TASK TO COMPLETE → Output the material below in its entirety, exactly as given.

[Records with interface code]
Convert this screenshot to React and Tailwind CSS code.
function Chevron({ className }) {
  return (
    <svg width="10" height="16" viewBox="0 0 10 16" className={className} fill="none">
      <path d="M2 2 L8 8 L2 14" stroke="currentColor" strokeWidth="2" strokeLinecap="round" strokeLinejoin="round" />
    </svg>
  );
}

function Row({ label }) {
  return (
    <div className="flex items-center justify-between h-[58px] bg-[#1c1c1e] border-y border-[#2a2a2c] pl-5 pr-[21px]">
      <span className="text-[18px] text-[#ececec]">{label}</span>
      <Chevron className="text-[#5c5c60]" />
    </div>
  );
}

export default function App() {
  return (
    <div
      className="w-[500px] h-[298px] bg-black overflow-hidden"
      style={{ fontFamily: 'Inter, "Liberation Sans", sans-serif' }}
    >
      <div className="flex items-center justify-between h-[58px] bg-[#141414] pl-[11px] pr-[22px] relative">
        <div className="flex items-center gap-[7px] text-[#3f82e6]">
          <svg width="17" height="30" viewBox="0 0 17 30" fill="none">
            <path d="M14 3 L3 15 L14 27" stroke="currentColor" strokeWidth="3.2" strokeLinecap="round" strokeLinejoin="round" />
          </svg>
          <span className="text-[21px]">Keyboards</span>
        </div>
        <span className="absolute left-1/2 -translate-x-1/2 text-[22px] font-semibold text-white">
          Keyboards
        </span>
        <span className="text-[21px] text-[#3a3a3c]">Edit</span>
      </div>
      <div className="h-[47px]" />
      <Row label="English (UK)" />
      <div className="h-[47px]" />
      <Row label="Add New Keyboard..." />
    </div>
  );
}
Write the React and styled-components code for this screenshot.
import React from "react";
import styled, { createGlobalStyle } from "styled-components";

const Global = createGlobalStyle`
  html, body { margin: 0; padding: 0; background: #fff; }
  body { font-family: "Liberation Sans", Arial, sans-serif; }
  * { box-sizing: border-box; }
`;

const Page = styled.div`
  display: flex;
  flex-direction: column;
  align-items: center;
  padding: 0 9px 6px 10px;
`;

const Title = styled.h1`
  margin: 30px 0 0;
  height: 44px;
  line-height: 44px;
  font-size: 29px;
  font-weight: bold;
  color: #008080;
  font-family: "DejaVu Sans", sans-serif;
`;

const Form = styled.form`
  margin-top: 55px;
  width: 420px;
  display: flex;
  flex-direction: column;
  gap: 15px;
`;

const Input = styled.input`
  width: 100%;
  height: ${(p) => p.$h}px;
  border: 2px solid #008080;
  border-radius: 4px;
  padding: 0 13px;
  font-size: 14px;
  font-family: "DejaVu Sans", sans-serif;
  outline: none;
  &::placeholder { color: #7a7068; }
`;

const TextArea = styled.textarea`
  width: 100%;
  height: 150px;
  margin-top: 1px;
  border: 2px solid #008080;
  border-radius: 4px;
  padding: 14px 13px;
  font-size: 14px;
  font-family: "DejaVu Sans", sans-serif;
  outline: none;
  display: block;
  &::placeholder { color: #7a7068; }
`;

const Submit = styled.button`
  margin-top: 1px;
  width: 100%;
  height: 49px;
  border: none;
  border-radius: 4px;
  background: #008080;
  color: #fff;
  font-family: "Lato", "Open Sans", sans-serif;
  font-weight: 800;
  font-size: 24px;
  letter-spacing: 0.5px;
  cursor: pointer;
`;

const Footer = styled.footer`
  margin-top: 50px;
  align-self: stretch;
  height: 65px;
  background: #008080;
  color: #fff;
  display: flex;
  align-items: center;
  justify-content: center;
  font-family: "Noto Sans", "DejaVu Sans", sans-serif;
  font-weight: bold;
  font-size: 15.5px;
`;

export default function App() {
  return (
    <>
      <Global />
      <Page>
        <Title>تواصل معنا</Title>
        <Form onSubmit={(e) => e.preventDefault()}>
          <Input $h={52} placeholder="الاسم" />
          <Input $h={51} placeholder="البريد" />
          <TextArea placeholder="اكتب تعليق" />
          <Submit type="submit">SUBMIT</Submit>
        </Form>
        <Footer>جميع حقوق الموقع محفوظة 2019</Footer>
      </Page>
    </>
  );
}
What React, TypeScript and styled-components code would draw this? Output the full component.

SOLUTION TO THE PROBLEM →
Convert this screenshot to React and Tailwind CSS code.
function Chevron({ className }) {
  return (
    <svg width="10" height="16" viewBox="0 0 10 16" className={className} fill="none">
      <path d="M2 2 L8 8 L2 14" stroke="currentColor" strokeWidth="2" strokeLinecap="round" strokeLinejoin="round" />
    </svg>
  );
}

function Row({ label }) {
  return (
    <div className="flex items-center justify-between h-[58px] bg-[#1c1c1e] border-y border-[#2a2a2c] pl-5 pr-[21px]">
      <span className="text-[18px] text-[#ececec]">{label}</span>
      <Chevron className="text-[#5c5c60]" />
    </div>
  );
}

export default function App() {
  return (
    <div
      className="w-[500px] h-[298px] bg-black overflow-hidden"
      style={{ fontFamily: 'Inter, "Liberation Sans", sans-serif' }}
    >
      <div className="flex items-center justify-between h-[58px] bg-[#141414] pl-[11px] pr-[22px] relative">
        <div className="flex items-center gap-[7px] text-[#3f82e6]">
          <svg width="17" height="30" viewBox="0 0 17 30" fill="none">
            <path d="M14 3 L3 15 L14 27" stroke="currentColor" strokeWidth="3.2" strokeLinecap="round" strokeLinejoin="round" />
          </svg>
          <span className="text-[21px]">Keyboards</span>
        </div>
        <span className="absolute left-1/2 -translate-x-1/2 text-[22px] font-semibold text-white">
          Keyboards
        </span>
        <span className="text-[21px] text-[#3a3a3c]">Edit</span>
      </div>
      <div className="h-[47px]" />
      <Row label="English (UK)" />
      <div className="h-[47px]" />
      <Row label="Add New Keyboard..." />
    </div>
  );
}
Write the React and styled-components code for this screenshot.
import React from "react";
import styled, { createGlobalStyle } from "styled-components";

const Global = createGlobalStyle`
  html, body { margin: 0; padding: 0; background: #fff; }
  body { font-family: "Liberation Sans", Arial, sans-serif; }
  * { box-sizing: border-box; }
`;

const Page = styled.div`
  display: flex;
  flex-direction: column;
  align-items: center;
  padding: 0 9px 6px 10px;
`;

const Title = styled.h1`
  margin: 30px 0 0;
  height: 44px;
  line-height: 44px;
  font-size: 29px;
  font-weight: bold;
  color: #008080;
  font-family: "DejaVu Sans", sans-serif;
`;

const Form = styled.form`
  margin-top: 55px;
  width: 420px;
  display: flex;
  flex-direction: column;
  gap: 15px;
`;

const Input = styled.input`
  width: 100%;
  height: ${(p) => p.$h}px;
  border: 2px solid #008080;
  border-radius: 4px;
  padding: 0 13px;
  font-size: 14px;
  font-family: "DejaVu Sans", sans-serif;
  outline: none;
  &::placeholder { color: #7a7068; }
`;

const TextArea = styled.textarea`
  width: 100%;
  height: 150px;
  margin-top: 1px;
  border: 2px solid #008080;
  border-radius: 4px;
  padding: 14px 13px;
  font-size: 14px;
  font-family: "DejaVu Sans", sans-serif;
  outline: none;
  display: block;
  &::placeholder { color: #7a7068; }
`;

const Submit = styled.button`
  margin-top: 1px;
  width: 100%;
  height: 49px;
  border: none;
  border-radius: 4px;
  background: #008080;
  color: #fff;
  font-family: "Lato", "Open Sans", sans-serif;
  font-weight: 800;
  font-size: 24px;
  letter-spacing: 0.5px;
  cursor: pointer;
`;

const Footer = styled.footer`
  margin-top: 50px;
  align-self: stretch;
  height: 65px;
  background: #008080;
  color: #fff;
  display: flex;
  align-items: center;
  justify-content: center;
  font-family: "Noto Sans", "DejaVu Sans", sans-serif;
  font-weight: bold;
  font-size: 15.5px;
`;

export default function App() {
  return (
    <>
      <Global />
      <Page>
        <Title>تواصل معنا</Title>
        <Form onSubmit={(e) => e.preventDefault()}>
          <Input $h={52} placeholder="الاسم" />
          <Input $h={51} placeholder="البريد" />
          <TextArea placeholder="اكتب تعليق" />
          <Submit type="submit">SUBMIT</Submit>
        </Form>
        <Footer>جميع حقوق الموقع محفوظة 2019</Footer>
      </Page>
    </>
  );
}
What React, TypeScript and styled-components code would draw this? Output the full component.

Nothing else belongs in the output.